In November we observe National Adoption Month to focus particular attention on foster children who wait and hope for families. As we give thanks for our own families, please consider how you can support finding a loving family for every child that needs one. Today, families embody diversity–step families, single-parent families, foster families and adoptive families. This post will review several adoption-themed books to help children understand that all families are valuable regardless of how they come together. This builds understanding, respect and acceptance.
In Our Mother’s House by the award-winning and gifted author/illustrator Patricia Polacco tackles a difficult subject with respect and honesty. As is probably obvious from the title, the story focuses on an adoptive family with two mothers. Readers searching for stories that include LGBTQ families will appreciate this upbeat and poignant tale. Written as a flashback from a now-adult adoptee who recalls some treasured and delightful memories of her childhood, In Our Mother’s House focuses on the positives, on how families can look different but still be about the love and care that connect them. Lesbian parenting is not the focus of the book; it is the backdrop. The story concentrates on the warm, supportive and “regular” family that the children and their two mothers shared. Love, tolerance and joy thread throughout.
While most of the neighborhood characters welcome and embrace this unique family, one does not. Polacco makes the point subtly—the children wonder why Mrs. Lockner grumps at them whenever they meet her. The mothers concentrate on reaching out to neighbors (all of them) to create community. The illustrations include a dazzling array of diversity. Many lend themselves to further exploration of cuisine, language and neighborliness, etc. Although the story is about a family formed through adoption, it doesn’t concentrate on adoption issues, makes no mention of the emotional struggles that adoptees often face nor does it mention birth parents, etc. In Our Mother’s House is a sweet, feel-good book about the wondrous blessing of a unique, loving family. Great book!
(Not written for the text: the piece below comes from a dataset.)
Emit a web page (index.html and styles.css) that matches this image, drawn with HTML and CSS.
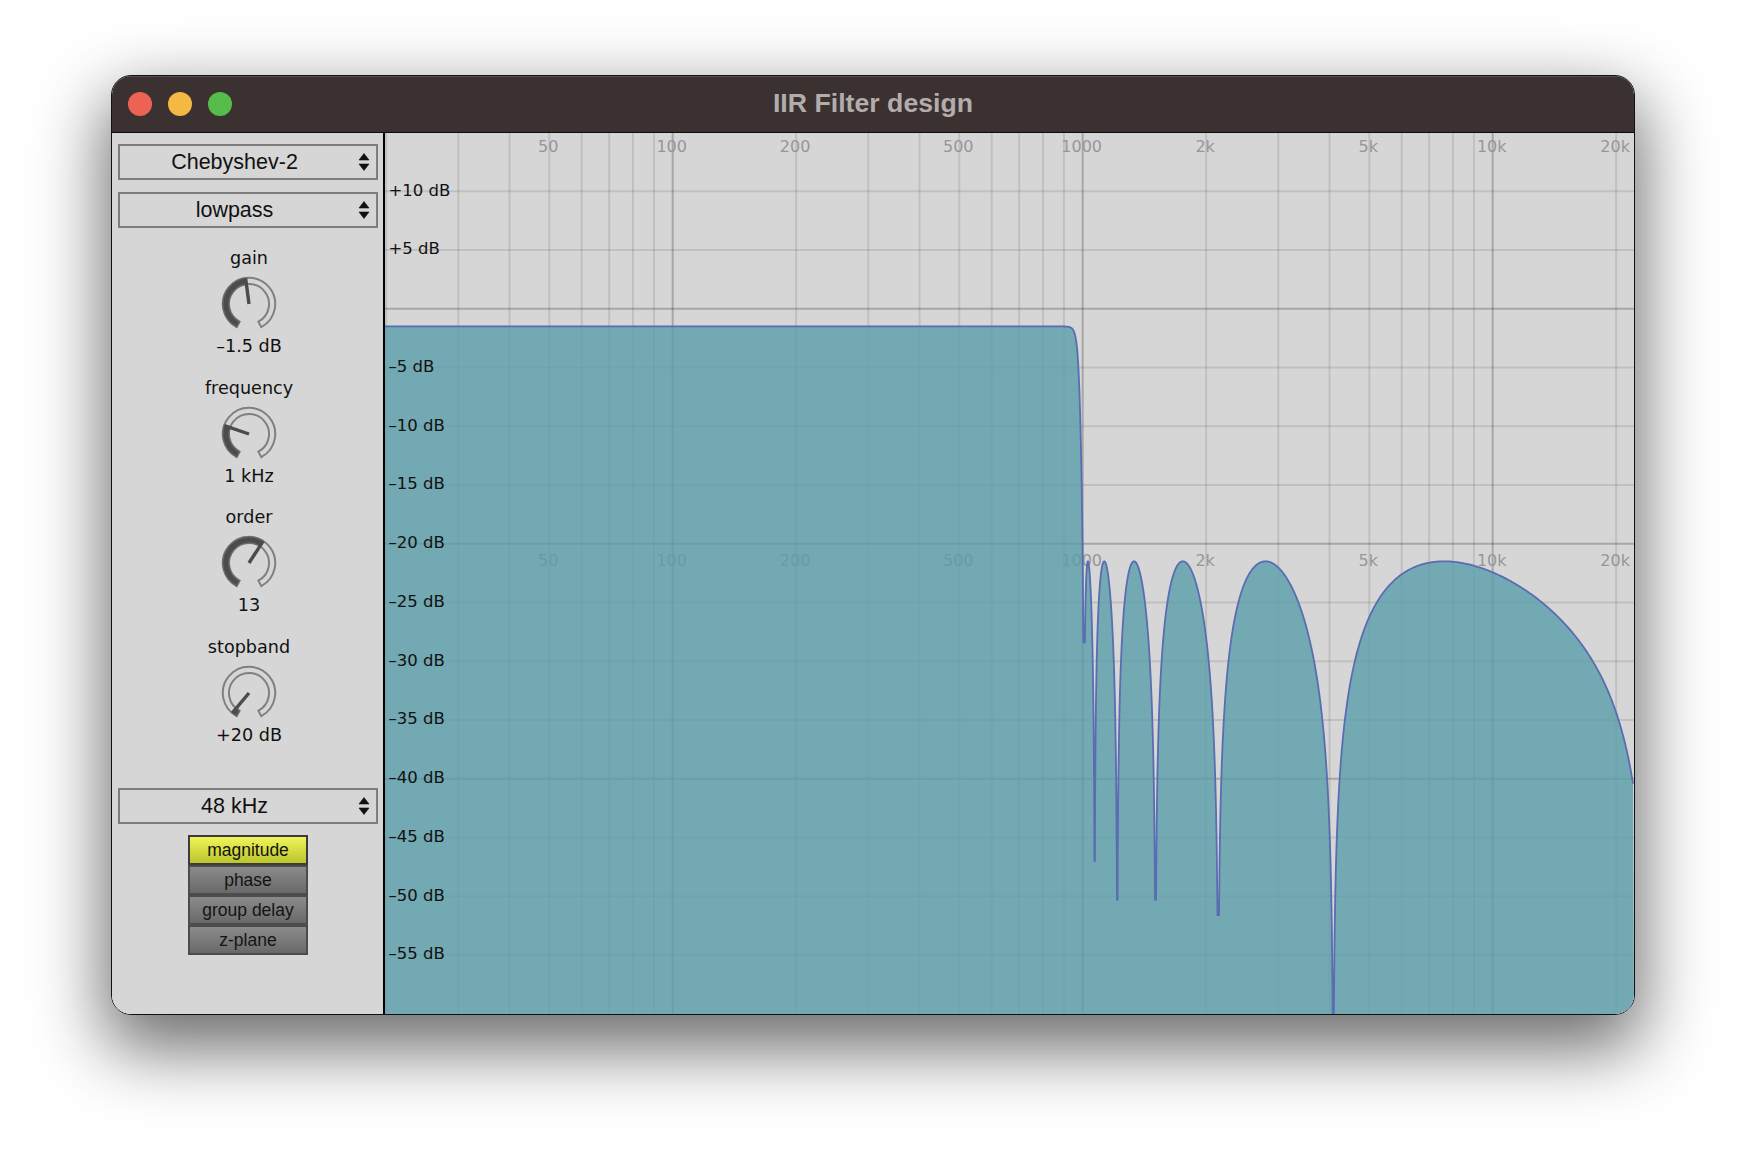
FILE: index.html
```html
<!DOCTYPE html>
<html lang="en">
<head>
  <meta charset="UTF-8">
  <title>IIR Filter design</title>
  <link rel="stylesheet" href="styles.css">
</head>
<body>
  <div class="window">
    <div class="titlebar">
      <div class="lights">
        <span class="light red"></span>
        <span class="light yellow"></span>
        <span class="light green"></span>
      </div>
      <div class="title">IIR Filter design</div>
    </div>

    <div class="content">
      <div class="sidebar">
        <div class="combo"><span>Chebyshev-2</span><svg class="arrows" viewBox="0 0 12 18"><path d="M6 0.5 L11 7 H1 Z M1 11 H11 L6 17.5 Z"/></svg></div>
        <div class="combo"><span>lowpass</span><svg class="arrows" viewBox="0 0 12 18"><path d="M6 0.5 L11 7 H1 Z M1 11 H11 L6 17.5 Z"/></svg></div>

        <div class="knobs">
          <div class="knob-group">
            <div class="knob-label">gain</div>
            <svg class="knob" data-angle="-7.5" viewBox="0 0 60 60"></svg>
            <div class="knob-label">–1.5 dB</div>
          </div>
          <div class="knob-group">
            <div class="knob-label">frequency</div>
            <svg class="knob" data-angle="-71" viewBox="0 0 60 60"></svg>
            <div class="knob-label">1 kHz</div>
          </div>
          <div class="knob-group">
            <div class="knob-label">order</div>
            <svg class="knob" data-angle="33" viewBox="0 0 60 60"></svg>
            <div class="knob-label">13</div>
          </div>
          <div class="knob-group">
            <div class="knob-label">stopband</div>
            <svg class="knob" data-angle="-140" viewBox="0 0 60 60"></svg>
            <div class="knob-label">+20 dB</div>
          </div>
        </div>

        <div class="combo"><span>48 kHz</span><svg class="arrows" viewBox="0 0 12 18"><path d="M6 0.5 L11 7 H1 Z M1 11 H11 L6 17.5 Z"/></svg></div>

        <div class="modes">
          <div class="mode active">magnitude</div>
          <div class="mode">phase</div>
          <div class="mode">group delay</div>
          <div class="mode">z-plane</div>
        </div>
      </div>

      <div class="plot">
        <svg id="plot" width="1249" height="881"></svg>
      </div>
    </div>
  </div>
  <script src="plot.js"></script>
</body>
</html>
```

FILE: styles.css
```css
html, body {
  margin: 0;
  height: 100%;
  overflow: hidden;
  background: #fff;
}
body {
  padding: 75px 0 0 111px;
  box-sizing: border-box;
  font-family: "Liberation Sans", Arial, sans-serif;
  color: #111;
}
.window {
  width: 1524px;
  height: 940px;
  box-sizing: border-box;
  border: 1px solid #111;
  border-radius: 20px;
  overflow: hidden;
  display: flex;
  flex-direction: column;
  box-shadow: 0 28px 70px 6px rgba(0, 0, 0, 0.58);
}
.titlebar {
  height: 57px;
  flex: none;
  display: flex;
  align-items: center;
  justify-content: center;
  position: relative;
  background: #3a3130;
  border-top: 1px solid #55504f;
  border-bottom: 1px solid #0c0c0c;
  box-sizing: border-box;
  padding-bottom: 3px;
}
.lights {
  position: absolute;
  left: 16px;
  top: 15px;
  display: flex;
  gap: 16px;
}
.light {
  width: 24px;
  height: 24px;
  border-radius: 50%;
}
.red { background: #ec6356; }
.yellow { background: #f4b942; }
.green { background: #57bd4a; }
.title {
  font-size: 26.7px;
  font-weight: bold;
  color: #b2adac;
}
.content {
  flex: 1;
  display: flex;
  min-height: 0;
}
.sidebar {
  width: 271px;
  flex: none;
  background: #d6d6d6;
  border-right: 2px solid #000;
  padding-top: 11px;
  display: flex;
  flex-direction: column;
}
.combo {
  width: 260px;
  height: 36px;
  flex: none;
  box-sizing: border-box;
  margin: 0 0 12px 6px;
  border: 2px solid #7d7d7d;
  display: flex;
  align-items: center;
  padding: 1px 6px 0 0;
  font-size: 21.5px;
}
.combo span {
  flex: 1;
  text-align: center;
  padding-right: 9px;
}
.arrows {
  width: 12px;
  height: 18px;
  margin-top: -1px;
  fill: #111;
  stroke: #111;
  stroke-width: 0.6;
  stroke-linejoin: round;
}
.knobs {
  margin-top: 7px;
  padding-left: 3px;
  height: 541px;
  display: flex;
  flex-direction: column;
  gap: 19.7px;
  align-items: center;
}
.knob-group {
  height: 110px;
  width: 100%;
  display: flex;
  flex-direction: column;
  align-items: center;
}
.knob-label {
  height: 22px;
  line-height: 22px;
  font-family: "DejaVu Sans", sans-serif;
  font-size: 17.6px;
  color: #111;
  flex: none;
}
.knob {
  width: 60px;
  height: 60px;
  margin: 5px 0 1px;
  flex: none;
}
.knob .track {
  fill: none;
  stroke: #808080;
  stroke-width: 2;
}
.knob .value {
  fill: #4c4c4c;
  stroke: #6a6a6a;
  stroke-width: 1.2;
}
.knob .needle {
  stroke: #4c4c4c;
  stroke-width: 3.4;
}
.modes {
  width: 120px;
  margin: -1px 0 0 76px;
  display: flex;
  flex-direction: column;
}
.mode {
  height: 30px;
  box-sizing: border-box;
  border: 2px solid #4c4c4c;
  background: linear-gradient(#8b8b8b, #696969);
  font-size: 17.5px;
  line-height: 26px;
  text-align: center;
  color: #141414;
}
.mode.active {
  border-color: #3c3c3c;
  background: linear-gradient(#f0f45a, #bcc52c);
  color: #111;
}
.plot {
  flex: 1;
  min-width: 0;
  background: #d6d6d6;
}
#plot {
  display: block;
}
.grid-minor { stroke: rgba(0, 0, 0, 0.1); stroke-width: 2; }
.grid-major { stroke: rgba(0, 0, 0, 0.22); stroke-width: 2; }
.freq-label {
  font-family: "DejaVu Sans", sans-serif;
  font-size: 16px;
  fill: #969696;
  text-anchor: middle;
}
.db-label {
  font-family: "DejaVu Sans", sans-serif;
  font-size: 16.5px;
  fill: #111;
}
.curve-fill { fill: rgb(90, 157, 169); fill-opacity: 0.8; }
.curve-line { fill: none; stroke: #5a6cb2; stroke-width: 1.8; }
```

FILE: plot.js
```js
// Knob drawing
const NS = 'http://www.w3.org/2000/svg';

function el(parent, tag, attrs, text) {
  const node = document.createElementNS(NS, tag);
  for (const k in attrs) node.setAttribute(k, attrs[k]);
  if (text) node.textContent = text;
  parent.appendChild(node);
  return node;
}

function polar(r, deg) {
  const a = deg * Math.PI / 180;
  return [30 + r * Math.sin(a), 30 - r * Math.cos(a)];
}

function ring(r0, r1, a0, a1) {
  const large = a1 - a0 > 180 ? 1 : 0;
  const [x0, y0] = polar(r1, a0);
  const [x1, y1] = polar(r1, a1);
  const [x2, y2] = polar(r0, a1);
  const [x3, y3] = polar(r0, a0);
  return `M${x0} ${y0} A${r1} ${r1} 0 ${large} 1 ${x1} ${y1} L${x2} ${y2} A${r0} ${r0} 0 ${large} 0 ${x3} ${y3} Z`;
}

document.querySelectorAll('.knob').forEach(svg => {
  const angle = Number(svg.dataset.angle);
  el(svg, 'path', { class: 'track', d: ring(20, 26.2, -152, 152) });
  el(svg, 'path', { class: 'value', d: ring(20, 26.2, -152, angle) });
  const [x, y] = polar(26, angle);
  el(svg, 'line', { class: 'needle', x1: 30, y1: 30, x2: x, y2: y });
});

// Plot: x is log frequency, y is dB
const plot = document.getElementById('plot');
const W = 1249, H = 881;
const freqX = f => 287.7 + 410 * Math.log10(f / 100);
const dbY = db => 175.7 - 11.75 * db;

const lines = [];
for (const decade of [10, 100, 1000, 10000]) {
  for (let i = 1; i <= 9; i++) {
    const f = decade * i;
    if (f >= 20 && f <= 20000) lines.push(f);
  }
}
lines.forEach(f => {
  const major = f === 100 || f === 1000 || f === 10000;
  const x = freqX(f);
  el(plot, 'line', { class: major ? 'grid-major' : 'grid-minor', x1: x, y1: 0, x2: x, y2: H });
});
for (let db = 10; db >= -55; db -= 5) {
  const major = db % 20 === 0;
  const y = dbY(db);
  el(plot, 'line', { class: major ? 'grid-major' : 'grid-minor', x1: 0, y1: y, x2: W, y2: y });
}

// Frequency labels sit under the fill, in both rows
const freqLabels = [[50, '50'], [100, '100'], [200, '200'], [500, '500'], [1000, '1000'],
  [2000, '2k'], [5000, '5k'], [10000, '10k'], [20000, '20k']];
[18.5, 432.5].forEach(y => {
  freqLabels.forEach(([f, text]) => {
    el(plot, 'text', { class: 'freq-label', x: freqX(f) - 1, y: y }, text);
  });
});

// Chebyshev type 2 lowpass: order 13, 20 dB stopband, edge at 1 kHz, 48 kHz rate
const ORDER = 13, FS = 48000, GAIN = -1.5;
const edge = Math.tan(Math.PI * 1000 / FS);

function cheb(n, x) {
  return x >= 1 ? Math.cosh(n * Math.acosh(x)) : Math.cos(n * Math.acos(x));
}

function responseDb(f) {
  const t = cheb(ORDER, edge / Math.tan(Math.PI * f / FS));
  return GAIN - 10 * Math.log10(1 + 99 / (t * t));
}

const notchFloors = [[701, -28.4], [715, -47], [740, -50.3], [785, -50.3], [855, -51.6], [W, -60]];

function floorAt(px) {
  const hit = notchFloors.find(([limit]) => px <= limit);
  return px < 697 ? -60 : hit[1];
}

let points = '';
for (let px = 0; px <= W; px += px > 690 && px < 960 ? 0.1 : 1) {
  const f = 100 * Math.pow(10, (px - 287.7) / 410);
  const db = Math.max(responseDb(f), floorAt(px));
  points += `${px === 0 ? 'M' : 'L'}${px.toFixed(1)} ${dbY(db).toFixed(2)} `;
}
el(plot, 'path', { class: 'curve-fill', d: `${points}L${W} ${H} L0 ${H} Z` });
el(plot, 'path', { class: 'curve-line', d: points });

// dB labels go on top of the curve
for (let db = 10; db >= -55; db -= 5) {
  if (db === 0) continue;
  const text = (db > 0 ? '+' : '–') + Math.abs(db) + ' dB';
  el(plot, 'text', { class: 'db-label', x: 3.5, y: dbY(db) + 4.5 }, text);
}
```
I highly recommend Motherbridge of Love, by story about a little girl adopted from China and how both her mothers love her. This wonderful book clearly champions respect for and validates a child’s feelings for his birth and adoptive mothers. When we open the space for a child to hold his birth family in a place of respect, we allow them to honor that part of themselves too. My daughter, an adult adoptee and I both believe this is one of the best adoption books for kids.
As an adoptive parent and adoption coach, I search for books that support adopted children and help them learn how adoption influences their lives. Mary Grossnickle’s sweet story, A Place in My Heart, is one great example of a story that validates the adopted child’s point of view. Charlie–a chipmunk adopted into a family of squirrels wrestles with the differences in their appearance. Adoptees commonly feel like they don’t quite fit so they will easily identify with Charlie’s struggle. He’s an endearing character, full of mischief and curiosity. His mother recognizes the stress factors that challenge Charlie and she responds in a supportive and adoption-attuned manner. Parents also can identify with Charlie’s desire to be reassured that he holds a special spot in the hearts of those he loves. We all share this need for connection. This is especially true for adopted.
I thoroughly enjoyed this story and in the important message of understanding acceptance and validation that it conveys. Alison Relyea-Parr’s pastel illustrations have a gentle, dream-like quality that reinforce the comforting tone of the book. Readers will want to duplicate the “Place in my heart” activity.
Families have evolved to include a variety of parent child combinations. Through friends and classmates, children come in contact with families that look different from their own. Sometimes this can confuse or worry them. Kids need information to help them understand whether bio, adoptive, foster or step families–they are more alike than they are different. It’s as easy as ABC: all families are “real.” The unifying factor is that they love and care for one another. Almost every classroom in America includes some adopted children so this is a topic that interests many children. ABC, Adoption & Me: A Multicultural Picture Book explores adoption in a gentle, respectful way. It relies on the familiar scaffold of alphabetical order to structure the book. ABC, Adoption & Me has won numerous awards and helps explain a complex topic to children whether they are adopted or not. It serves adoptive families particularly well and includes a guide to help parents and teachers.
The wonderful adoption classic, Forever Fingerprints by Sherrie Eldridge is being reissued by Jessica Kingsley Publishers. An adoptee and a staunch advocate for adoptive families writes, who LIVES the adoption journey, Sherrie connects with adoptees’ hearts and validates their experience. She has written many books about the adoption experience. Forever Fingerprints, a picture book serves a younger audience than Sherrie’s other books. Behind its simple story line, Forever Fingerprints models adoption-attuned* relationships. It speaks to child and parent. As an adoption coach as well as an adoptive parent, I know it is important for parents to clearly establish that adoption is a suitable topic for family discussion. While this may seem obvious, to children it is not. In the absence of expressed permission, kids usually assume that adoption conversations are off limits. They will fear that it might hurt their (adoptive) parents if they talk about their concerns, mixed feelings and sharing their thoughts about their birth parents. And so, many wrestle with heavy worries weighing down their hearts. Forever Fingerprints is an easy and enjoyable way for parents to talk about some of the “hard stuff” of adoption.